What you are asked to do: Produce a word-for-word copy of the listing below without its pictures.
== == ==
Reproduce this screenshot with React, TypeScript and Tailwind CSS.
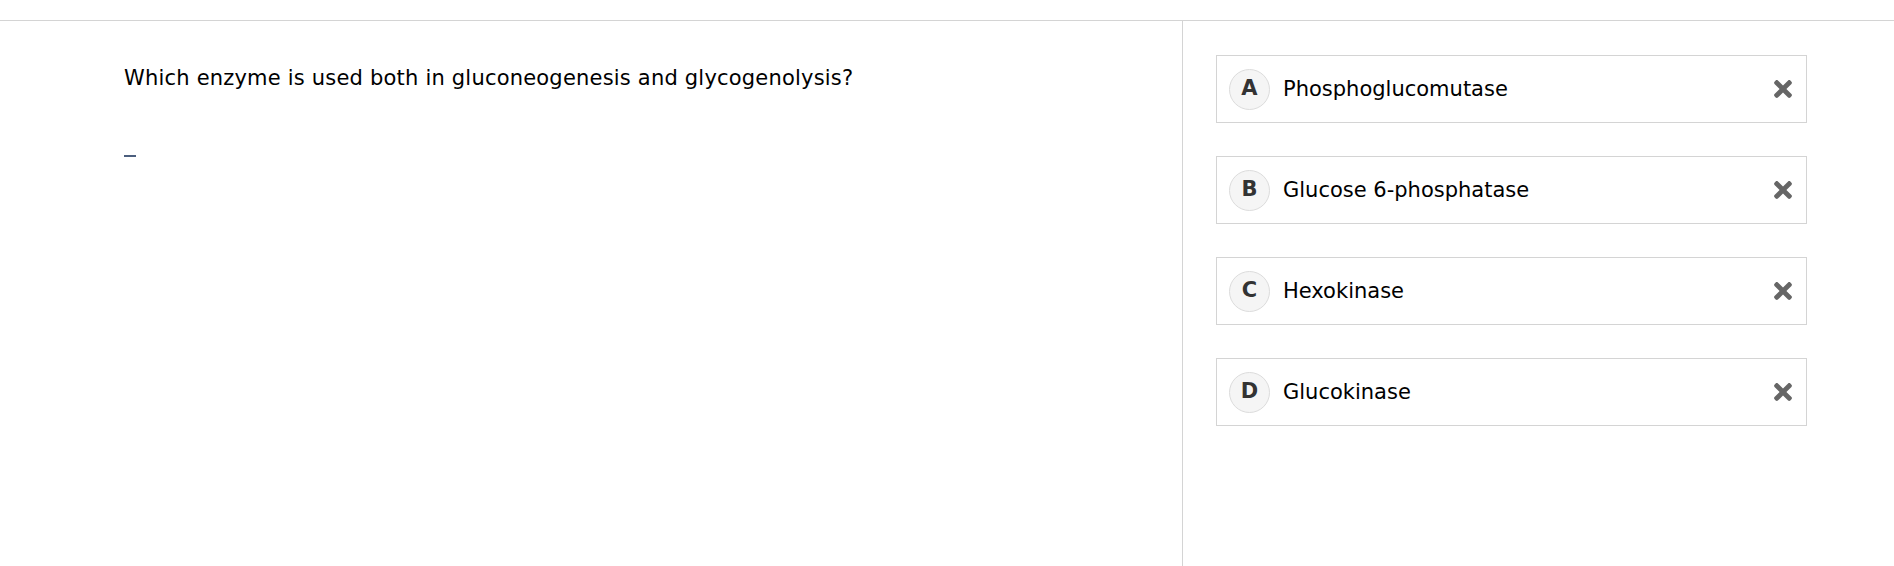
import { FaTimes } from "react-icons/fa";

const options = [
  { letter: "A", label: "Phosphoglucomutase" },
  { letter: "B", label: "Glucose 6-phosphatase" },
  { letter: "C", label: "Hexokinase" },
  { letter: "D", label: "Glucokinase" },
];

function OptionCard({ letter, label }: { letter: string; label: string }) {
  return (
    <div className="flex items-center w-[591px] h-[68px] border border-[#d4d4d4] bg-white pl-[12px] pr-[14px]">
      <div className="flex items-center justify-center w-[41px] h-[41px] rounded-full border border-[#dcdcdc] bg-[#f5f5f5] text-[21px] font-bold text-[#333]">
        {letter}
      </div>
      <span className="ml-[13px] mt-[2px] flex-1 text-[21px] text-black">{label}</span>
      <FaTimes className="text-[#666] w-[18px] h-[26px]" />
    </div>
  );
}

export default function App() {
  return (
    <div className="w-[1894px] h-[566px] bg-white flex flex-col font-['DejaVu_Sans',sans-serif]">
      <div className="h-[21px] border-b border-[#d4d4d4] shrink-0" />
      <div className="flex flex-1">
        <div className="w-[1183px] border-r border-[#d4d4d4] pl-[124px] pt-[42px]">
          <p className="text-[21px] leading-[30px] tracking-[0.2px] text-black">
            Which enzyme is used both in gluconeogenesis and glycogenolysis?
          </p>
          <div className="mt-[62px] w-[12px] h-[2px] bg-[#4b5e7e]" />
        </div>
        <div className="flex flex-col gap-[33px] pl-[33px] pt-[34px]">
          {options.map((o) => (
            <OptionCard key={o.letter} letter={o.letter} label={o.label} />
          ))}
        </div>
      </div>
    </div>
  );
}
== == ==
Written reply:
Reproduce this screenshot with React, TypeScript and Tailwind CSS.
import { FaTimes } from "react-icons/fa";

const options = [
  { letter: "A", label: "Phosphoglucomutase" },
  { letter: "B", label: "Glucose 6-phosphatase" },
  { letter: "C", label: "Hexokinase" },
  { letter: "D", label: "Glucokinase" },
];

function OptionCard({ letter, label }: { letter: string; label: string }) {
  return (
    <div className="flex items-center w-[591px] h-[68px] border border-[#d4d4d4] bg-white pl-[12px] pr-[14px]">
      <div className="flex items-center justify-center w-[41px] h-[41px] rounded-full border border-[#dcdcdc] bg-[#f5f5f5] text-[21px] font-bold text-[#333]">
        {letter}
      </div>
      <span className="ml-[13px] mt-[2px] flex-1 text-[21px] text-black">{label}</span>
      <FaTimes className="text-[#666] w-[18px] h-[26px]" />
    </div>
  );
}

export default function App() {
  return (
    <div className="w-[1894px] h-[566px] bg-white flex flex-col font-['DejaVu_Sans',sans-serif]">
      <div className="h-[21px] border-b border-[#d4d4d4] shrink-0" />
      <div className="flex flex-1">
        <div className="w-[1183px] border-r border-[#d4d4d4] pl-[124px] pt-[42px]">
          <p className="text-[21px] leading-[30px] tracking-[0.2px] text-black">
            Which enzyme is used both in gluconeogenesis and glycogenolysis?
          </p>
          <div className="mt-[62px] w-[12px] h-[2px] bg-[#4b5e7e]" />
        </div>
        <div className="flex flex-col gap-[33px] pl-[33px] pt-[34px]">
          {options.map((o) => (
            <OptionCard key={o.letter} letter={o.letter} label={o.label} />
          ))}
        </div>
      </div>
    </div>
  );
}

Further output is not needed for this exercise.